Prediction of Lung Cancer Metastasis Using Machine Learning Models Based
on Clinical Data
Abstract
Background:Clinical laboratory data, indicative of tumor cell
growth and metabolic activity, warrants investigation for its potential
in predicting lung cancer metastasis. Aims: The purpose is to
develop a predictive model for regional lymph node involvement and skip
metastasis in lung cancer using machine learning methods and integrating
clinical laboratory information and patient characteristics.
Methods: Data from lung cancer patients at Chongqing University
Fuling Hospital between January 2020 and December 2022 were analyzed
retrospectively. Patients were divided into N (regional lymph node
involvement prediction) and M (skip metastasis prediction) groups based
on TNM staging criteria. Prognostic factors were determined through
univariate analysis and LASSO regression, and machine learning
algorithms were used to develop predictive models. Results: Out
of a total of 1629 cases analyzed, 861 were in the N group and 519 were
in the M group. Univariate analysis revealed 40 parameters that were
significantly different between the two groups (p < 0.05) and
27 parameters, respectively. LASSO regression identified 13
characteristic factors for the N group and 12 for the M group.
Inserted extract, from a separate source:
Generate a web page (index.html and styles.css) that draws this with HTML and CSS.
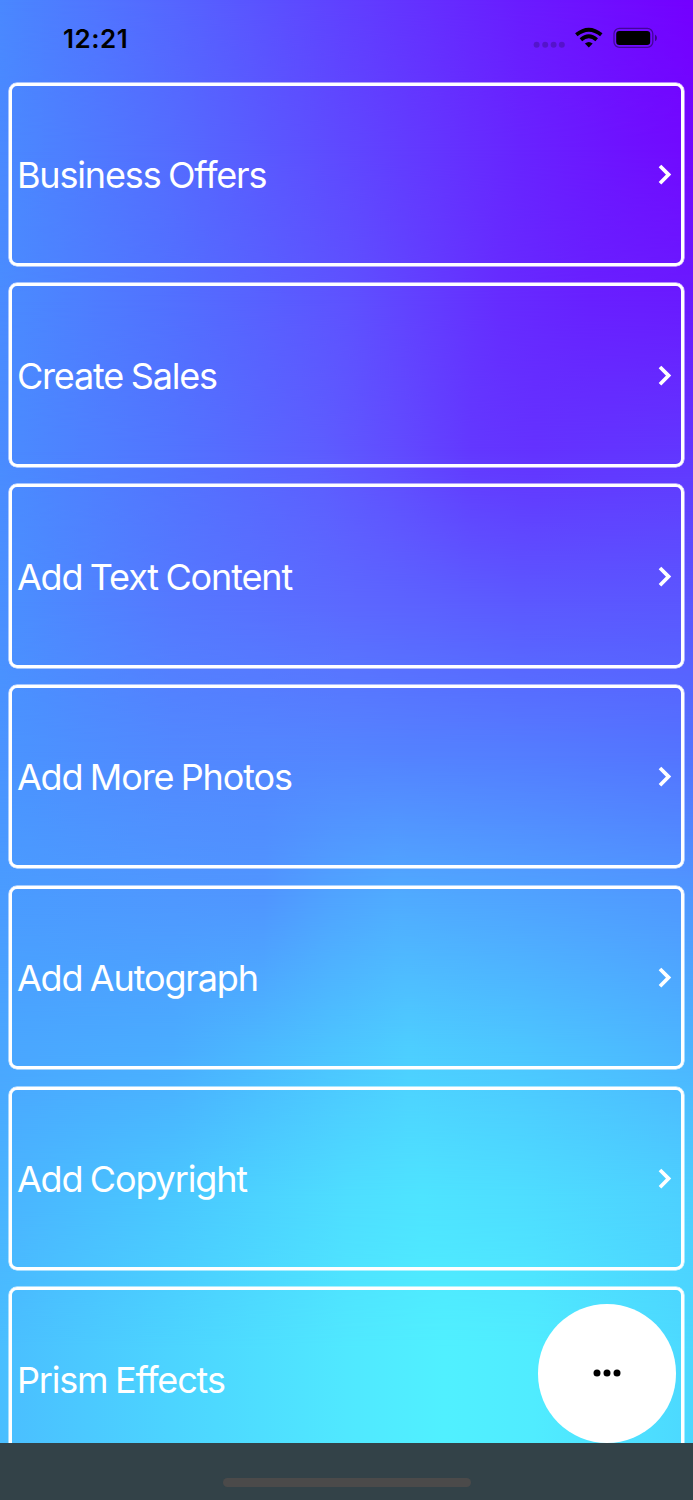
FILE: index.html
```html
<!DOCTYPE html>
<html lang="en">
<head>
    <meta charset="UTF-8">
    <meta name="viewport" content="width=device-width, initial-scale=1.0">
    <title>Menu</title>
    <link rel="stylesheet" href="styles.css">
</head>
<body>
    <div class="screen">
        <div class="backdrop">
            <div class="wash wash-0"></div>
            <div class="wash wash-1"></div>
            <div class="wash wash-2"></div>
            <div class="wash wash-3"></div>
            <div class="wash wash-4"></div>
            <div class="wash wash-5"></div>
            <div class="wash wash-6"></div>
            <div class="wash wash-7"></div>
            <div class="wash wash-8"></div>
            <div class="wash wash-9"></div>
        </div>

        <header class="status-bar">
            <span class="time">12:21</span>
            <svg class="status-icons" width="126" height="24" viewBox="0 0 126 24">
                <!-- no signal -->
                <g opacity="0.2">
                    <circle cx="3.6" cy="18.7" r="3"/>
                    <circle cx="12.2" cy="18.7" r="3"/>
                    <circle cx="20.6" cy="18.7" r="3"/>
                    <circle cx="28.8" cy="18.7" r="3"/>
                </g>
                <!-- wifi -->
                <g fill="none" stroke="#000" stroke-width="3.8">
                    <path d="M43.3 8.8 Q55.8 -1.4 68.3 8.8"/>
                    <path d="M47.9 13.7 Q55.8 6.8 63.7 13.7"/>
                </g>
                <path d="M51.9 17.6 Q55.8 14.2 59.7 17.6 L55.8 21.6 Z"/>
                <!-- battery -->
                <rect x="81" y="2.4" width="38.8" height="19" rx="5.4" fill="none" stroke="#000" stroke-opacity="0.4" stroke-width="1.3"/>
                <rect x="83.2" y="4.9" width="34" height="14" rx="3.2"/>
                <path d="M122 8.6 Q124 9.8 124 11.9 Q124 14 122 15.2 Z" opacity="0.45"/>
            </svg>
        </header>

        <main class="menu">
            <a class="card">Business Offers
                <svg class="chevron" width="14" height="22" viewBox="0 0 14 22"><path d="M2 2 L10.6 10.6 L2 19.2"/></svg>
            </a>
            <a class="card">Create Sales
                <svg class="chevron" width="14" height="22" viewBox="0 0 14 22"><path d="M2 2 L10.6 10.6 L2 19.2"/></svg>
            </a>
            <a class="card">Add Text Content
                <svg class="chevron" width="14" height="22" viewBox="0 0 14 22"><path d="M2 2 L10.6 10.6 L2 19.2"/></svg>
            </a>
            <a class="card">Add More Photos
                <svg class="chevron" width="14" height="22" viewBox="0 0 14 22"><path d="M2 2 L10.6 10.6 L2 19.2"/></svg>
            </a>
            <a class="card">Add Autograph
                <svg class="chevron" width="14" height="22" viewBox="0 0 14 22"><path d="M2 2 L10.6 10.6 L2 19.2"/></svg>
            </a>
            <a class="card">Add Copyright
                <svg class="chevron" width="14" height="22" viewBox="0 0 14 22"><path d="M2 2 L10.6 10.6 L2 19.2"/></svg>
            </a>
            <a class="card">Prism Effects</a>
        </main>

        <button class="more" aria-label="More">
            <svg width="28" height="8" viewBox="0 0 28 8">
                <circle cx="4" cy="4" r="3.5"/>
                <circle cx="14" cy="4" r="3.5"/>
                <circle cx="24" cy="4" r="3.5"/>
            </svg>
        </button>

        <footer class="bottom-bar">
            <div class="home-indicator"></div>
        </footer>
    </div>
</body>
</html>
```
FILE: styles.css
```css
body {
    margin: 0;
    font-family: Inter, "Liberation Sans", sans-serif;
}

.screen {
    position: relative;
    display: flex;
    flex-direction: column;
    height: 1500px;
    overflow: hidden;
}

/* Each wash starts one row lower and fades in over the one above it */
.backdrop {
    position: absolute;
    inset: 0;
    display: grid;
    grid-template-rows: repeat(10, 150px);
    grid-template-columns: 100%;
}

.wash {
    grid-column: 1;
    -webkit-mask-image: linear-gradient(transparent, #000 150px);
    mask-image: linear-gradient(transparent, #000 150px);
}

.wash-0 {
    grid-row: 1 / -1;
    background: linear-gradient(90deg, #4a88ff, #5566ff 25%, #6040ff 50%, #6a1cff 75%, #7400ff);
    -webkit-mask-image: none;
    mask-image: none;
}

.wash-1 {
    grid-row: 1 / -1;
    background: linear-gradient(90deg, #4a8aff, #546cff 25%, #5f48ff 50%, #6824ff 75%, #6e12ff 90%, #7208ff);
}

.wash-2 {
    grid-row: 2 / -1;
    background: linear-gradient(90deg, #4a8cff, #5270ff 25%, #5e52ff 50%, #662cff 72%, #6820ff 85%, #6a1aff);
}

.wash-3 {
    grid-row: 3 / -1;
    background: linear-gradient(90deg, #4a8cff, #5274ff 25%, #5d5cff 47%, #614cff 57%, #6338ff 68%, #6432ff 77%, #6236ff);
}

.wash-4 {
    grid-row: 4 / -1;
    background: linear-gradient(90deg, #4a90ff, #5578ff 25%, #5c68ff 50%, #5c58ff 75%, #5b56ff);
}

.wash-5 {
    grid-row: 5 / -1;
    background: linear-gradient(90deg, #4a94ff, #5288ff 25%, #5484ff 50%, #547cff 75%, #5472ff);
}

.wash-6 {
    grid-row: 6 / -1;
    background: linear-gradient(90deg, #4a9cff, #4f98ff 25%, #5096ff 38%, #50a4ff 48%, #50acff 57%, #50a4ff 75%, #5098ff);
}

.wash-7 {
    grid-row: 7 / -1;
    background: linear-gradient(90deg, #4aa6ff, #4aacff 25%, #4cc4ff 48%, #4dceff 59%, #4cc6ff 75%, #4cb4ff);
}

.wash-8 {
    grid-row: 8 / -1;
    background: linear-gradient(90deg, #4ab4ff, #4ac8ff 25%, #4edeff 50%, #4ee4ff 61%, #4edeff 75%, #4dd0ff);
}

.wash-9 {
    grid-row: 9 / -1;
    background: linear-gradient(90deg, #4abeff, #4cd4ff 25%, #50e8ff 50%, #50f0ff 64%, #50ecff 77%, #4cd8ff);
}

.status-bar {
    position: relative;
    display: flex;
    justify-content: space-between;
    flex: none;
    height: 55px;
    padding: 26px 34px 0 63px;
}

.time {
    font-size: 26px;
    line-height: 25px;
    font-weight: 600;
    letter-spacing: 0.5px;
    color: #000;
}

.menu {
    position: relative;
    display: flex;
    flex-direction: column;
    gap: 17.3px;
    flex: 1;
    min-height: 0;
    padding: 1.6px 9px 0;
    overflow: hidden;
}

.card {
    display: flex;
    align-items: center;
    justify-content: space-between;
    flex: none;
    height: 183.5px;
    padding: 1.2px 9px 0 4.9px;
    box-sizing: border-box;
    border: 3px solid #fff;
    border-radius: 8px;
    box-shadow: 0 0 0 0.5px #fff;
    color: #fff;
    font-size: 36px;
    font-variant-ligatures: none;
    letter-spacing: -1.15px;
    word-spacing: -1.5px;
}

.chevron {
    fill: none;
    stroke: #fff;
    stroke-width: 3.7;
}

.more {
    position: absolute;
    right: 17px;
    bottom: 57.5px;
    display: flex;
    align-items: center;
    justify-content: center;
    width: 138.5px;
    height: 138.5px;
    padding: 0;
    border: none;
    border-radius: 50%;
    background-color: #fff;
}

.bottom-bar {
    position: relative;
    display: flex;
    justify-content: center;
    align-items: flex-end;
    flex: none;
    height: 57px;
    padding-bottom: 13.5px;
    box-sizing: border-box;
    background-color: #334248;
}

.home-indicator {
    width: 248px;
    height: 8.5px;
    border-radius: 5px;
    background-color: #4b4a4a;
}
```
In the N
group, these factors included tumor size, prothrombin time (PT), mean
platelet volume, fibrinogen, platelet count, procalcitonin, carbohydrate
antigen 15-3 (CA 15-3), carcinoembryonic antigen (CEA), adenosine
deaminase, red blood cell distribution width, thrombin time, smoking and
drinking history. In the M group, the factors were cytokeratin 19
fragment, tumor size, CEA, CA 15-3, squamous cell carcinoma-related
antigen, alkaline phosphatase, fibrinogen, hemoglobin, calcium, albumin,
PT, and absolute monocyte value. The test set results indicated that the
Logistic regression model was optimal for both groups, achieving AUCs of
0.888 and 0.875, respectively. Conclusion: This study
demonstrates the potential of using machine learning algorithms
alongside clinical characteristics and laboratory data to predict
regional lymph node involvement and skip metastasis in lung cancer.